As per the Trade Unions Act, 1926, any workman who works in a factory can join a union of that factory. But trade unions typically have only permanent workers as members. The reason cited is that contract workers are not employees of the employer in question (the manufacturing unit), and so should not find representation in a union body formed for the purpose of negotiating with the said employer. Contract workers are hired by the labour contractor, who is empanelled with the employer as a supplier of contract labour, and who pays their salaries.
But not being on the rolls of an employer does not disqualify a contract worker from being a member of a factory’s union. Labour law experts point to section 2 (g) of the Trade Union Act, which defines “workmen”, for the purposes of a trade union, as “all persons employed in trade or industry whether or not in the employment of the employer with whom the trade dispute arises”.
This question of who can become a member of a trade union also came up recently in the case of Chander Bhan, etc versus Sunbeam Autoworkers Union in the Gurgaon District Court. In a judgment that went largely unnoticed, the court ruled that any workman employed by a factory — irrespective of whether he was a permanent worker or not, fulfilled the Industrial Dispute (ID) Act’s definition of workman or not — was eligible to participate in union activities.
In the Gurgaon industrial belt, Sunbeam Autoworkers Union is probably the only union that gives membership to workers with less than 240 days’ service, and it needed a court intervention to be able to do so. But even it does not offer membership to contract workers. In fact, no union anywhere gives membership and voting rights to contract workers. The reasons are many. First, in an industrial climate extremely hostile to any union activity, workers believe that forming a union that also includes contract workers is bound to provoke the management into even greater hostility. Second, managements refuse point blank to discuss with unionists any issues concerning contract workers. Third, contract workers are far more insecure compared to regular workers. In an era where companies frequently terminate even a permanent worker for engaging in union mobilisation, the stakes are too high for contract workers, who could be summarily dismissed, without any consequences, by the management.
Fourth, and this is an unpalatable truth for most trade unionists, permanent workers themselves don’t want to extend union membership to contract workers. In a factory, say, that employs 300 permanent workers and 1,200 contract workers, any union that gives voting rights to contract workers would instantly marginalise permanent workers. Given that permanent workers’ salaries are much higher, economic self-interest militates against the inclusion of contract workers in union membership.

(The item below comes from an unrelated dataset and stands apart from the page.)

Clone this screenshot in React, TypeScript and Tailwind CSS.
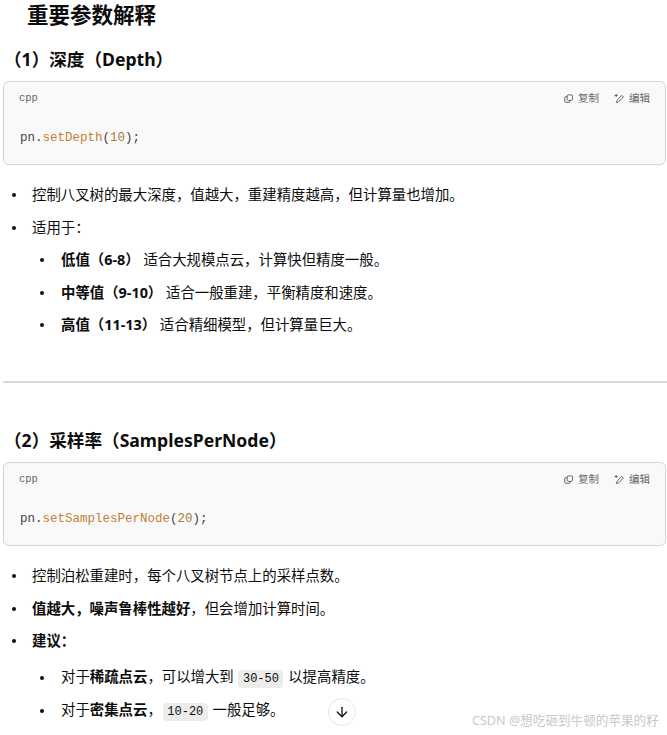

As a result, India’s contract workers, with the exception of some PSUs in select sectors such as steel and coal, remain both heavily exploited and largely un-unionised, with the lack of unionisation and exploitation reinforcing each other.
Ironically, it was the Contract Labour (Regulation and Abolition) Act, 1970 (CL Act), ostensibly enacted to abolish contract labour, that cemented their exploitation by offering a legal operating framework to labour contractors. Before this legislation, temporary workers and permanent workers could make claims on their employer and negotiate as members of the same union. But the CL Act, by introducing a distinction between an ‘employer’ and a ‘principal employer’, kept the door open for expansion of contractualisation.
Getting around the law
Contract labour was initially employed only for non-core work such as gardening, cleaning, and maintenance. Soon, they began to be increasingly employed in production as well. Workers protested. In response, the CL Act was enacted. It expressly prohibits the employment of contract labour for perennial work, that is, in core production.

But labour contractors easily circumvent this requirement through what have come to be known as ‘sham contracts’. It is a contract that may show a worker as having been hired for a cleaning job. But once he enters the factory premises, he is engaged in production work. There is no documentation to show that a contract worker who, on paper, is engaged for cleaning work, is actually in production.
The SC judgment thus poses an old question to India’s labour movement: how to unionise contract workers, who are in one factory today, in another the next, and whose interests are all too easily played off against those of permanent workers? Unless the labour movement comes up with an answer to this question, legislations and judicial pronouncements may not change things much on the ground.